Some of this is probably emerging from the growing realisation that many use cases start with sensors and devices gathering data from the real geographic world. The network itself is one quite helpful example. This shift in focus is in part what leads to a more distributed agentic architecture.
Problems with reliability/hallucinations
Another recurring theme was the limitations regards the reliability of AI decision making. Figures quoted were often only in the 60-70% range (which itself is a significant improvement) with many decisions completely false ‘hallucinations’ from the AI system. At one level, it was surprising, possibility alarming, how unconcerned people seemed to be by this. The general feeling was very much that this will get better with more work.

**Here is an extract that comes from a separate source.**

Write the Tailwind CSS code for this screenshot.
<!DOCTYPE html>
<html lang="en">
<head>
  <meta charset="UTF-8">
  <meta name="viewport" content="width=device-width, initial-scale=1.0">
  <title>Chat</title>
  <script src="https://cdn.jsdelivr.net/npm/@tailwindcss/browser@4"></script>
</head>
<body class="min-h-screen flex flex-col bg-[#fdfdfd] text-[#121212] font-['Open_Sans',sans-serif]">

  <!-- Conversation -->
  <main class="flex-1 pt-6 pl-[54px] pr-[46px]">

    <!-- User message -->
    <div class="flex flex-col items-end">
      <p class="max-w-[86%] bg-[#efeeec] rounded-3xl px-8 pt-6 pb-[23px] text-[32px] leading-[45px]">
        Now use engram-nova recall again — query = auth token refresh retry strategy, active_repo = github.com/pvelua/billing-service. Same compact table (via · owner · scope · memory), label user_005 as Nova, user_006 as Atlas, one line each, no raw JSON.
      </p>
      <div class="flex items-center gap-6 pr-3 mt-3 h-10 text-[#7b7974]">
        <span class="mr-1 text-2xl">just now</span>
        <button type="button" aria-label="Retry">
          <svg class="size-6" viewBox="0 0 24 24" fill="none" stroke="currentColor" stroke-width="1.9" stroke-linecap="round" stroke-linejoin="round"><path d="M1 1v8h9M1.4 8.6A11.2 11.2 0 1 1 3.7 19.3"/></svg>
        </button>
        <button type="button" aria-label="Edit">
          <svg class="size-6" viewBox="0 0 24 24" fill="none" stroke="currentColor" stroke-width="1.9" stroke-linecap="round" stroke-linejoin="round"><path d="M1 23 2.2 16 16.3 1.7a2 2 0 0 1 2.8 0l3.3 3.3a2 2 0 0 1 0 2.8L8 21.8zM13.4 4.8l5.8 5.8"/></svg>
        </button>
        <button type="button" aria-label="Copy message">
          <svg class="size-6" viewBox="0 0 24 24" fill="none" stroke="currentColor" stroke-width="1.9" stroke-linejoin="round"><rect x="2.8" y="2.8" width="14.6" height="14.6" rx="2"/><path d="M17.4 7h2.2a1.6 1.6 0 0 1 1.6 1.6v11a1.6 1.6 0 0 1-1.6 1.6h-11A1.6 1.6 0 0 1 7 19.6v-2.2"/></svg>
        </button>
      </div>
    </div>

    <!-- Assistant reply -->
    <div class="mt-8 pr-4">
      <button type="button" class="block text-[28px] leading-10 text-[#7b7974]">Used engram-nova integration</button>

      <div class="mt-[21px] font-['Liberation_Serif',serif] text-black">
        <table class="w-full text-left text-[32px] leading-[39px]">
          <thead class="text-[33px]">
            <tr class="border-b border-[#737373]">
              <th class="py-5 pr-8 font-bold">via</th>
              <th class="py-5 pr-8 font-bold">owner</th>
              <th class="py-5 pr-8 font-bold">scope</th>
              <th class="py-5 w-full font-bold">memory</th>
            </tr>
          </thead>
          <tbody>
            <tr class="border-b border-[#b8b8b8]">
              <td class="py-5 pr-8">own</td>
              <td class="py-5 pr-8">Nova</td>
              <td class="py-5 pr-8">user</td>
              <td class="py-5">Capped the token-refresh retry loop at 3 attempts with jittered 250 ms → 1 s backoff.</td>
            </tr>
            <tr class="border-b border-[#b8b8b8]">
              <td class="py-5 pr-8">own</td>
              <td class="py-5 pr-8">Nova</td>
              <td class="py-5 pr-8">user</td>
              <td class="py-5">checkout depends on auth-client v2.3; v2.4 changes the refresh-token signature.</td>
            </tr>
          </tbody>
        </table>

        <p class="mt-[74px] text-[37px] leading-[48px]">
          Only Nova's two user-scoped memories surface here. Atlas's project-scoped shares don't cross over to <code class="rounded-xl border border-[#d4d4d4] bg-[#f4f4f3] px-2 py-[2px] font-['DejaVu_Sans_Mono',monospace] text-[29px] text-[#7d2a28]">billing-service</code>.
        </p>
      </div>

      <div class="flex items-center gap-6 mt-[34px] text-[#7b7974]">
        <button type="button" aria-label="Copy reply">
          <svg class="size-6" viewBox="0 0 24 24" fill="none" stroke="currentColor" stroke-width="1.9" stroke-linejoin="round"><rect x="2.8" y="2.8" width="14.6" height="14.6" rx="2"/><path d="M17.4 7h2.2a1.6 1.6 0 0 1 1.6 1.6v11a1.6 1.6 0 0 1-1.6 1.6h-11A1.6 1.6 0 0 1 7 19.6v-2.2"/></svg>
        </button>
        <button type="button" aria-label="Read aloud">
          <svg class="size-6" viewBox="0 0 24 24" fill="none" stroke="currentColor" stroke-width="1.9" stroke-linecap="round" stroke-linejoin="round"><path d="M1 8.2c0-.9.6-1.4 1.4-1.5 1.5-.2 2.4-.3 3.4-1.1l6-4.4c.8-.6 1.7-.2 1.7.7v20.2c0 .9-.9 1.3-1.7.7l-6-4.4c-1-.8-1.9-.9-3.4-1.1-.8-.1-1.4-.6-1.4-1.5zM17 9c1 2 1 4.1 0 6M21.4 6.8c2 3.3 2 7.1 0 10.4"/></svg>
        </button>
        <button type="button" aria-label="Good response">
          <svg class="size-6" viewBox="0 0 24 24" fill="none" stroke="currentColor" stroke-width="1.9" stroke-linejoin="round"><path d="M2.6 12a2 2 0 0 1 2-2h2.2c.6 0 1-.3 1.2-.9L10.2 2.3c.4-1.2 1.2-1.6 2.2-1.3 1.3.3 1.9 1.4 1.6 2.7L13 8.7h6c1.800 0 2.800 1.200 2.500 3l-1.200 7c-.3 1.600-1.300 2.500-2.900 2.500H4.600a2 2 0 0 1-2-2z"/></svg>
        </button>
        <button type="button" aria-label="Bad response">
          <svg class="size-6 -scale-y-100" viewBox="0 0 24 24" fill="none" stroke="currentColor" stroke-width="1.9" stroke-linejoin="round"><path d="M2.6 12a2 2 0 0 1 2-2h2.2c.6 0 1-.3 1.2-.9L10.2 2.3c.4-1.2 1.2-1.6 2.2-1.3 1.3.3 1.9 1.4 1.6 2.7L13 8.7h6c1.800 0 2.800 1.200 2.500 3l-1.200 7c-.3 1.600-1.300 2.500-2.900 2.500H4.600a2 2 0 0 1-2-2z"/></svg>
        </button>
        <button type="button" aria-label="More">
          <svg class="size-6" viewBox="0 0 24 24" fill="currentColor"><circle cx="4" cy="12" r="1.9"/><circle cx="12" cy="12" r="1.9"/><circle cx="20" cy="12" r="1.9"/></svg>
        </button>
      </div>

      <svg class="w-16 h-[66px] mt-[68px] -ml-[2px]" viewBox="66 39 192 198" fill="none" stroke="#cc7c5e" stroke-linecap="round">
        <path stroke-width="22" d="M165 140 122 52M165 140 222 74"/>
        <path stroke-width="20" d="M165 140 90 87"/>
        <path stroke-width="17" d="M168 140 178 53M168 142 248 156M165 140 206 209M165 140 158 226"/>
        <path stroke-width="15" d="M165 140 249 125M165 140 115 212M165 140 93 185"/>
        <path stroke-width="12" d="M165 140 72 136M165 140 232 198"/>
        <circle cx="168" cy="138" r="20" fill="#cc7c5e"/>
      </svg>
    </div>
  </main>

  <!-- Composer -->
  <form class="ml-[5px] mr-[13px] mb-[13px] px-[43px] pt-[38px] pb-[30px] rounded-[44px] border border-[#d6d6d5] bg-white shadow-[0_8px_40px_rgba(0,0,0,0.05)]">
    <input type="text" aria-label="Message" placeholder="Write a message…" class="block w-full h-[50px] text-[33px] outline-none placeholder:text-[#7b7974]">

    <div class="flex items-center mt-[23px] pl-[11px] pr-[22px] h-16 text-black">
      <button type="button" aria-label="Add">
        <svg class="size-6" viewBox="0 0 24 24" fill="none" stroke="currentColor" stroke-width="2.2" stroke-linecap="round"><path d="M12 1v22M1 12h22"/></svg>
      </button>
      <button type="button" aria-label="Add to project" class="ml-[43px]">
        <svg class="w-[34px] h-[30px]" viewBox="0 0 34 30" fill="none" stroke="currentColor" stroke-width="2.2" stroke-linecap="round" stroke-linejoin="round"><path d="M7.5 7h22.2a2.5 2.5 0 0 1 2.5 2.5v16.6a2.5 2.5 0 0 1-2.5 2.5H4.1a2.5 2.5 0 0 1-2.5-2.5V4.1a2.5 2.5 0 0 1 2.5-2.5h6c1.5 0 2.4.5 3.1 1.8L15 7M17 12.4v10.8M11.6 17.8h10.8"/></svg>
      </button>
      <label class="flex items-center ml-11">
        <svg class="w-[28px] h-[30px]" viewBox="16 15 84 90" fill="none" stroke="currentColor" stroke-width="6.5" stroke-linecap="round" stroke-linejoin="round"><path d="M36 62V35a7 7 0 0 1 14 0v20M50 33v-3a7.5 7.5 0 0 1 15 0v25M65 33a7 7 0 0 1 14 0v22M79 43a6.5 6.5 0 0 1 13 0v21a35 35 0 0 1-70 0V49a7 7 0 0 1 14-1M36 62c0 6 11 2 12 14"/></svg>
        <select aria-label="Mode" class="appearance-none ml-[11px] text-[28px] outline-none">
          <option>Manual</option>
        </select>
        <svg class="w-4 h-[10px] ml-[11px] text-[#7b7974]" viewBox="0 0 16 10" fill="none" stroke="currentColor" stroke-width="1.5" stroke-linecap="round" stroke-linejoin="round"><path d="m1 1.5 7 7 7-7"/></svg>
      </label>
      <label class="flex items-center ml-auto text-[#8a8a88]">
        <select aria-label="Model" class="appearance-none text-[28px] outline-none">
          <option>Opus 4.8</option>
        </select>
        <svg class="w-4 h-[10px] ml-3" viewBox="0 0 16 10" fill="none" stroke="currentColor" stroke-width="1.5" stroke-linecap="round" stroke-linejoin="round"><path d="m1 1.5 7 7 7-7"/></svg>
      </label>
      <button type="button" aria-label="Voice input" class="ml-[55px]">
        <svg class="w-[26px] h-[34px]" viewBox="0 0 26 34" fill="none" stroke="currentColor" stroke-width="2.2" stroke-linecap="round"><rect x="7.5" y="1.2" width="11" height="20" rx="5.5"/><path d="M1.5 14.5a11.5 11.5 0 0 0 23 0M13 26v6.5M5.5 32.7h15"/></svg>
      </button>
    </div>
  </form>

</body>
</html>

The lack of good representative training data was a related recurring theme – in line with many similar events over the last few years. There was also a comment that not everyone is equal in this regard, noting that a major RAN vendor has access to all sorts of usage and configuration data direct from their own equipment which they do not necessarily share with anyone else.
On a different tack, AWS suggested that one way of mitigating hallucinations was to avoid the use of completely free natural language and constrain the language of the AI system to a domain specific “Network language model”. In essence, this would stop a lot of hallucinations simply because they cannot be expressed by the network language model.
Other significant themes
While openness and AI, especially in the context of 6G, were the dominant themes, there were other topics of note.
Sensing and ISAC
A number of things seem to be coming together at this point in time:
- There is a growing number of sensors measuring all sorts of physical parameters important to a wide variety of industry verticals from factory automation to farming to traffic monitoring, etc;
- There are a growing number of connected cameras producing video streams from which features and other information can be readily extracted;
- Optical fibre systems can detect vibrations in the fibre and can detect anything from vehicle movements to oceanic earthquakes;
- The latest generation of mobile RAN signals can extract other environmental information from signal reflections and their changes.
These seem to be leading to a new focus on the data sources coming into AI systems, and the local processing of the vast amounts of data with agentic AI inference engines to extract the key features from these data sources. The widely noted implication that there is a need for distributed AI compute together with extensive upstream capacity, follows directly.
Automation
Automation of network configuration and operational processes was one of the original use cases for ‘AI for the network’ and remains so. However, there seems to be a growing reflection of key aspects of the real world, which contextualises and constrains some of the early hype in this area.
- The actual current levels of efficiency are often already quite high, or have good operational/reliability reasons for being the way they are, and the practical opportunity for improving efficiency by rapid reconfiguration is often limited;
- When there is genuine massive overload on the network (for example major sports events, emergency scenarios, etc), more physical resource is often the only practical mitigation (reconfiguring existing resource is like rearranging the deckchairs on the Titanic);
- Many AI systems remain sufficiently unreliable that human oversight is still needed – one presenter cited automation ‘level 4’ as the target with no mention of ‘level 5’.
- By and large, automation does not completely replace humans, it more often just changes the boundary between humans and the software systems.
Private/campus networks and neutral hosting
This is now a separate project group in TIP, and was producing a lot of the more interesting use cases. The delays in deploying 5G standalone (SA) have often been cited as the main reason for the slow uptake on URLLC and mMTC by industry verticals, but it may also be the case that an implicit ‘one size fits all’ approach in these 5G services offered though public networks using the major vendors, doesn’t meet the diverse needs of each industry vertical.
- Neutral hosting seems to give an opportunity to work more directly with industry verticals, allowing each industry to evolve from their current modes of working in ways that suit them, rather than having to suddenly become a 5G or 6G use case conforming to every aspect of mobile architecture;
- Coupled with this, it allows industries to develop solutions in a more technology neutral way making best use of different access technologies, be it 5G, WiFi, LoRaWAN, cabled, etc.
- Private/campus networks can provide the level of isolation and security required by some industry and organisations and/or require fewer changes to existing security arrangements to protect their sensor data and AI controls etc.
What does this all mean?
Thinking of the opportunities for innovation by agile SMEs, I found this meeting to be rather encouraging. While the message that the major operators are likely to still want to work with the major vendors was reinforced, so were the wide range of new opportunities around private/campus networking as well as neutral hosting.
The suggestion seems to be for applications to focus on the data sources, the AI processing and how this works with current industry vertical systems and processes, and be more neutral to whether the access technology is 4G, 5G, 6G, LoRaWAN, WiFi, cabled, etc.
For neutral hosting, the suggestion seems to be providing good coverage in otherwise uncovered places, offering good transparent and secure tenancies to the applications/wider networks that are being hosted.